Well, if anything but a literal translation is bound to labelled as "re-write" then the job of translator wouldn't exist now, google translate is very good at translating literally so that's what everyone would use.
What do you even mean by "literal translation"? It keeps being thrown around like a football, but everyone seems to have some bizarre idea of what it means. Do you even understand the problem here? Did you pay attention when the guy told you the characters were changed? Do you care? Of course not.
A good translator is able to convert the cultural subtext of the raw in an equivalent cultural subtext that the english speaking readers would understand, not just to translate like a robot.
If your idea of being a "Good translator" has you defending work this bad, then I'm going to have to agree to disagree.

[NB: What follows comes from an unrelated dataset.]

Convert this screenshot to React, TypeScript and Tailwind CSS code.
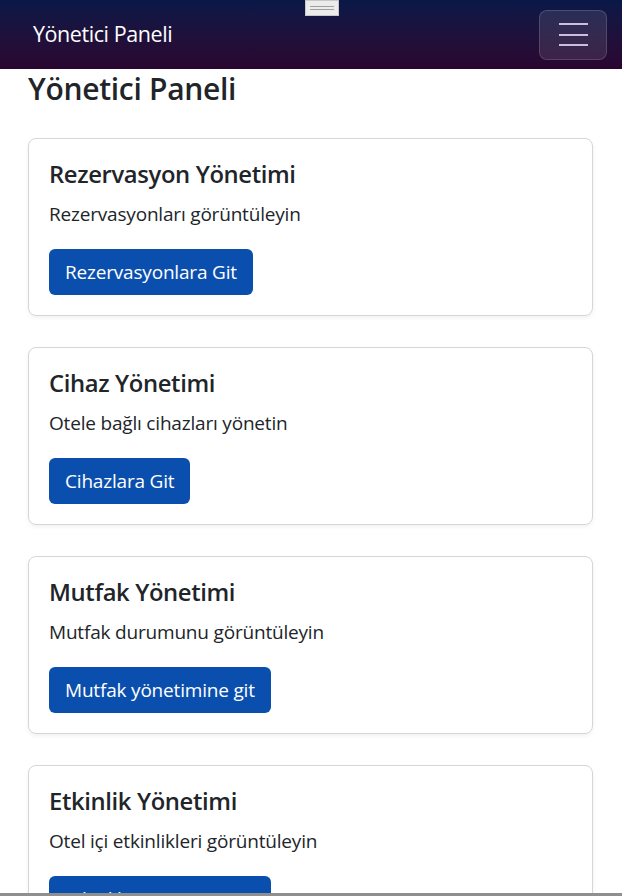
const cards = [
  { title: 'Rezervasyon Yönetimi', text: 'Rezervasyonları görüntüleyin', button: 'Rezervasyonlara Git' },
  { title: 'Cihaz Yönetimi', text: 'Otele bağlı cihazları yönetin', button: 'Cihazlara Git' },
  { title: 'Mutfak Yönetimi', text: 'Mutfak durumunu görüntüleyin', button: 'Mutfak yönetimine git' },
  { title: 'Etkinlik Yönetimi', text: 'Otel içi etkinlikleri görüntüleyin', button: 'Etkinlik yönetimine git' },
];

export default function App() {
  return (
    <div className="h-[896px] overflow-hidden bg-white border-b-[3px] border-[#8f8f8f] font-['Open_Sans',sans-serif] text-[#212529]">
      {/* Navbar */}
      <nav className="relative h-[69px] flex items-center justify-between pl-[33px] pr-[15px] bg-gradient-to-b from-[#081848] to-[#2a0630]">
        <span className="text-[21.5px] text-white tracking-[-0.02em]">Yönetici Paneli</span>
        <button className="w-[68px] h-[50px] rounded-[8px] bg-white/10 border border-white/15 flex flex-col items-center justify-center gap-[8.5px]">
          <span className="block w-[29px] h-[2px] bg-[#c9bde0]" />
          <span className="block w-[29px] h-[2px] bg-[#c9bde0]" />
          <span className="block w-[29px] h-[2px] bg-[#c9bde0]" />
        </button>
        {/* drag handle overlay */}
        <div className="absolute left-[305px] top-0 w-[34px] h-[16px] bg-[#ececec] border border-[#c8c8c8] flex flex-col items-center justify-center gap-[2px]">
          <span className="block w-[24px] h-[1px] bg-[#a0a0a0]" />
          <span className="block w-[24px] h-[1px] bg-[#a0a0a0]" />
        </div>
      </nav>

      <main className="pl-[28px] pr-[29px]">
        <h1 className="text-[30px] leading-[38px] pt-[1px] mb-[30px] font-semibold tracking-[-0.01em]">Yönetici Paneli</h1>

        <div className="flex flex-col gap-[31px]">
          {cards.map((c) => (
            <div key={c.title} className="border border-[#d6d6d6] rounded-[8px] shadow-[0_2px_4px_rgba(0,0,0,0.06)] p-[20px] flex flex-col items-start">
              <h5 className="text-[23.8px] leading-[30px] font-semibold mb-[10px] tracking-[-0.015em]">{c.title}</h5>
              <p className="text-[19px] leading-[30px] mb-[20px] tracking-[-0.01em]">{c.text}</p>
              <button className="h-[46px] px-[16px] rounded-[6px] bg-[#0b4fae] text-white text-[19px] tracking-[-0.01em]">{c.button}</button>
            </div>
          ))}
        </div>
      </main>
    </div>
  );
}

They didn't say these things, they didn't say them this way, and they definitely didn't mean them. Ruri did not, in fact, just sass her mom, and she doesn't order people around. If you don't care, you don't care.
There's no need to sit around telling us how you don't see what I'm talking about, when you clearly do, and your response is a solid "So?"
Fan scanlation teams are quick to call official translations bad but forget a really important fact: official translators, unlike scanlations, are not allowed to use TLN as a crutch.
Yeah, instead, they're allowed to just re-write the script. Wow, such a challenging job. /s
The translation is not being fixed, it's simply being wary of the cultural differences between japanese and english.
It is changing the characters. The author saw his chance to revive his dead writing career and took a hatchet to the work.
Just to wrap up everything: I could see why someone who is a native japanese speaker would find the english translation odd, but from the perspective of an english speaking person it's completely fine and that's all that matters since they are the readers of the english translation in the first place.
The English speaking person clearly doesn't know better, or care about the author's vision.
For example how the hell are you supposed to translate the usage of お前?
P.S: I gave it some thought, and I came up with a thing that translates the "お前” roughly- scrapping the literal words, while retaining the issue at hand. It's roughly:
”Hey, you, what's with the horns?"
”I have a name”
Since in Japanese, the polite way to refer to someone is by their name. The literal words are gone, but the rudeness of just plainly referring to her as "you", like some generic person, and not a classmate, is preserved, along with her sudden change in tone. Also, his line stays the same, without having to include cringy fucking slang.
And I swear, if you try to remind me of the exact lines again I will appreciate it, but scold you a second time because you're missing the point.